PROBLEM DESCRIPTION: Look through the material and copy each line holding "React".

RECORDED DATA:
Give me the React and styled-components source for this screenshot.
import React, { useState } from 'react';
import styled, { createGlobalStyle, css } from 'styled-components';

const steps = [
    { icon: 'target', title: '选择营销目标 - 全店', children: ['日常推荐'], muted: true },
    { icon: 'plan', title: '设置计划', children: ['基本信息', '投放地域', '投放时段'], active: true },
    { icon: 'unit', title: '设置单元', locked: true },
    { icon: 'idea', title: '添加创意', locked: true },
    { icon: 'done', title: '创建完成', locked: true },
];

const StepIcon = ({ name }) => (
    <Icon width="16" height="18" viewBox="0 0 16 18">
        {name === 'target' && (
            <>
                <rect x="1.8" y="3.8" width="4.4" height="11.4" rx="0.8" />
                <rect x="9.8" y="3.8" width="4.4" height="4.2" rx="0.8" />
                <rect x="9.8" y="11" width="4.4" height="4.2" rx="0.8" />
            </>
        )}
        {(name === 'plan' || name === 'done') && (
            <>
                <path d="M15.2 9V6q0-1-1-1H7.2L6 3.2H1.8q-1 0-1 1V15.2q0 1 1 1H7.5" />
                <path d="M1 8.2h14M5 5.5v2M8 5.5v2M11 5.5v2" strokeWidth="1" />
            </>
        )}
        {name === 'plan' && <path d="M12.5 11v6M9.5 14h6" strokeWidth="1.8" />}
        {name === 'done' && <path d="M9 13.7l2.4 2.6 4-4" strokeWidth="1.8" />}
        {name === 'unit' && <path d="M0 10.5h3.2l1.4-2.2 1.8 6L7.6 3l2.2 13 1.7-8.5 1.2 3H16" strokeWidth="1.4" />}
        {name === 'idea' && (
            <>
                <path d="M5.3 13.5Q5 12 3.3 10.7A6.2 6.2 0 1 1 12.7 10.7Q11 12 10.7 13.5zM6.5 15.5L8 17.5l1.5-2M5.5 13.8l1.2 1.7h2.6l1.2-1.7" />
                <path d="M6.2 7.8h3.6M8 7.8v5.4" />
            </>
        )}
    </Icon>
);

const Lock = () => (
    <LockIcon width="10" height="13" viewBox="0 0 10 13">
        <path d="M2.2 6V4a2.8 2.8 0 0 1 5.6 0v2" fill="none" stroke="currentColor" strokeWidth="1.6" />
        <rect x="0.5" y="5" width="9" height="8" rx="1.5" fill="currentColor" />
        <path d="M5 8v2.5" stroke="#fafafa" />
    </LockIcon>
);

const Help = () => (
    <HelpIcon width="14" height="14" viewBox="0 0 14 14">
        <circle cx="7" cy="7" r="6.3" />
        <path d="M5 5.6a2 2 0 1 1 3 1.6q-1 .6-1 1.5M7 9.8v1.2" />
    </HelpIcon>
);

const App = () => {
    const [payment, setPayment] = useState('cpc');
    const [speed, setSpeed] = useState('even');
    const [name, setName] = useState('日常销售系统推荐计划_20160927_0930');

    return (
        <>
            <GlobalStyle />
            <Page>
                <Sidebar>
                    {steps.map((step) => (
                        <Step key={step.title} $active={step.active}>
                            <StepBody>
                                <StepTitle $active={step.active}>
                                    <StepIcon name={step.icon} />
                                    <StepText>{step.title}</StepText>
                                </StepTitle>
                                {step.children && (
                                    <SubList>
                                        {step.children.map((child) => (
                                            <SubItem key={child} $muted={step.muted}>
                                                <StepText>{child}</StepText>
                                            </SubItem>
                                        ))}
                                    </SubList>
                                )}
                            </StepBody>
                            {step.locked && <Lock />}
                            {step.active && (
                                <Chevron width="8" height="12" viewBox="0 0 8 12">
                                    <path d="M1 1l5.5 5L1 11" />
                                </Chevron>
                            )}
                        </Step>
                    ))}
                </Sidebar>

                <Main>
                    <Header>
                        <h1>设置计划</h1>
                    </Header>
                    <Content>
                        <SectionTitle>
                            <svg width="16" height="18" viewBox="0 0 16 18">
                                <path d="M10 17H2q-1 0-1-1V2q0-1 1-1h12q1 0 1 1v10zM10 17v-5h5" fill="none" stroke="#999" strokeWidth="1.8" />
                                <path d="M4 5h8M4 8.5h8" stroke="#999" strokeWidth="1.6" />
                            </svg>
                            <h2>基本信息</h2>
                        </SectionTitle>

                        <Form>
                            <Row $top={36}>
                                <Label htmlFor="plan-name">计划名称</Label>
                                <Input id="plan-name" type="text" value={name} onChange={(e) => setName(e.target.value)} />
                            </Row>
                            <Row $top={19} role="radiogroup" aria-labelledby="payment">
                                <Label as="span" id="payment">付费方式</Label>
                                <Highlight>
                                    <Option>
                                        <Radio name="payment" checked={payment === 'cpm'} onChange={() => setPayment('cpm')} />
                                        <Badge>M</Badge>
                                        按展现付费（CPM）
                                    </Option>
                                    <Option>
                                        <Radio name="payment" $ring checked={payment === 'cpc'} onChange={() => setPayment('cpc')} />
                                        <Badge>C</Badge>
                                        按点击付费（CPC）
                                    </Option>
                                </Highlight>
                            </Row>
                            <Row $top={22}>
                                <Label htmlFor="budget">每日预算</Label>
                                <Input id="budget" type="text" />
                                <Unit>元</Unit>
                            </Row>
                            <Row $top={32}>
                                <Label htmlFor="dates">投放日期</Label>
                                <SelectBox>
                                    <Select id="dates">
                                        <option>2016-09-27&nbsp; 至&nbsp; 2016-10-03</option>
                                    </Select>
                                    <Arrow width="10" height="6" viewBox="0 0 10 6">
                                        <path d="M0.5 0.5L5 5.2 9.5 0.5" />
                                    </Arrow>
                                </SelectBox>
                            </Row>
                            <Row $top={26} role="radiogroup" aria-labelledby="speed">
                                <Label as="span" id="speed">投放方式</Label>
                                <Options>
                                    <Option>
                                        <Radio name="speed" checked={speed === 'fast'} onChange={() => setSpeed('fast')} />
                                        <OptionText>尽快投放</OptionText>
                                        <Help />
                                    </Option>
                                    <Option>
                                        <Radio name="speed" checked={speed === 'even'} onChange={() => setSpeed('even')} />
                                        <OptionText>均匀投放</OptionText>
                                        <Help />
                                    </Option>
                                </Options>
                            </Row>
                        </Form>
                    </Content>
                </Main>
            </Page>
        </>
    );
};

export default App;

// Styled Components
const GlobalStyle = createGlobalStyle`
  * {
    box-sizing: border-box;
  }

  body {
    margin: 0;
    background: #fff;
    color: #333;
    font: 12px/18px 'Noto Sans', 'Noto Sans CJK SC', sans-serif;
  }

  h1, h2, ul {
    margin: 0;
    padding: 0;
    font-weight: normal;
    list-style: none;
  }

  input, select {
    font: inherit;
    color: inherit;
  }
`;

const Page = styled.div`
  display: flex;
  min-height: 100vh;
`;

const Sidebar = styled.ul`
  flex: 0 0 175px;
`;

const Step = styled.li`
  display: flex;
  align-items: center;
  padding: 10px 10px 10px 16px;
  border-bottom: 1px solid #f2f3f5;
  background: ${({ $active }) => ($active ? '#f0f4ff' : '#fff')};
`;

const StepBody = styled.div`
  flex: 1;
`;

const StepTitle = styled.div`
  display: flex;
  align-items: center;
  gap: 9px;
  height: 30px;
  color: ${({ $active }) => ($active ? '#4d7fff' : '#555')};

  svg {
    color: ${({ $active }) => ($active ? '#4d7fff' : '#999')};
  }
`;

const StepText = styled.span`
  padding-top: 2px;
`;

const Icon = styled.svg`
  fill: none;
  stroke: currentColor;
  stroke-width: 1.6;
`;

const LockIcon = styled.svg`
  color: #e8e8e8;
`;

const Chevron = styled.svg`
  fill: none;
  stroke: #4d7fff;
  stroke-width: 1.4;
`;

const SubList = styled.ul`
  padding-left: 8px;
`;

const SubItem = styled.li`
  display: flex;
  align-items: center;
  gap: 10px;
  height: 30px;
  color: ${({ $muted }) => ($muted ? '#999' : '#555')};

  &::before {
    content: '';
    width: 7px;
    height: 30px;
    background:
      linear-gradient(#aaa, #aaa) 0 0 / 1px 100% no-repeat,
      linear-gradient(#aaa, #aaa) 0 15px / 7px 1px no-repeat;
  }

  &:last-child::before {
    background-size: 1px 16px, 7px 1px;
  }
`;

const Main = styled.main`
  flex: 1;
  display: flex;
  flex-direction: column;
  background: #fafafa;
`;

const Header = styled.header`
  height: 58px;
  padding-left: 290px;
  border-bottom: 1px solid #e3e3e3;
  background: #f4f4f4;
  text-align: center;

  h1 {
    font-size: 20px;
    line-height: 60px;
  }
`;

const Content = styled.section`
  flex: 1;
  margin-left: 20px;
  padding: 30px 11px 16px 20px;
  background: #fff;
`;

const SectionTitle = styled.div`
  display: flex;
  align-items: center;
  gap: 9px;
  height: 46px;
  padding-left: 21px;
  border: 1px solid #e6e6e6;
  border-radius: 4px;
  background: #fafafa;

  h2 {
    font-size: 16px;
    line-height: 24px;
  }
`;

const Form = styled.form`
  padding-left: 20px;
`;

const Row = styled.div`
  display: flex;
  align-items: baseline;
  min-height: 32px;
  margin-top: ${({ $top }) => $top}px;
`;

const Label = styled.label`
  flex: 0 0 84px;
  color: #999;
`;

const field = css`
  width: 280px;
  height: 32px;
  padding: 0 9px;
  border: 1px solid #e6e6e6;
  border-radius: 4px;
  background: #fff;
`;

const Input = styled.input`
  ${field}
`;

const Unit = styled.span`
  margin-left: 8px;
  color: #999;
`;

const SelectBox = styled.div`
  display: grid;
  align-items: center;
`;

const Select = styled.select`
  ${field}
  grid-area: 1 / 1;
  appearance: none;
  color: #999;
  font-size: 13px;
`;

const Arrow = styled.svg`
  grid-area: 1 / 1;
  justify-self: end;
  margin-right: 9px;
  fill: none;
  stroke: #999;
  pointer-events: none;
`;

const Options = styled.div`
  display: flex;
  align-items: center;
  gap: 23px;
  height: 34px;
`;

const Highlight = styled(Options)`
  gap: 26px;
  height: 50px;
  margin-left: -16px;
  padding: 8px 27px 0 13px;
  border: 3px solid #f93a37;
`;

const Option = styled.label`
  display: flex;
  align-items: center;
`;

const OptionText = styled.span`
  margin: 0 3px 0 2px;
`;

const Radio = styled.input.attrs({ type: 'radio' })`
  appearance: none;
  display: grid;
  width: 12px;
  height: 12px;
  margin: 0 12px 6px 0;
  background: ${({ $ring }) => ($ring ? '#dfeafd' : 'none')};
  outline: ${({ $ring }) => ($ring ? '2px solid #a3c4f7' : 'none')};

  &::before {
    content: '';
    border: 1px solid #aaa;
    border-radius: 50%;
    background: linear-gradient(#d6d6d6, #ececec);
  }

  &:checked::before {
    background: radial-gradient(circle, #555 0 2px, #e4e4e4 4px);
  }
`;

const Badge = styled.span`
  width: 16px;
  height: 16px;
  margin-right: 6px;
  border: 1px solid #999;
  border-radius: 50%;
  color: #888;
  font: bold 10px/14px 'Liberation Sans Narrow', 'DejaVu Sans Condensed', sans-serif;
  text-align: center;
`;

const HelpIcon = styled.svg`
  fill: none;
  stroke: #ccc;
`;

FULL OUTPUT:
Give me the React and styled-components source for this screenshot.
import React, { useState } from 'react';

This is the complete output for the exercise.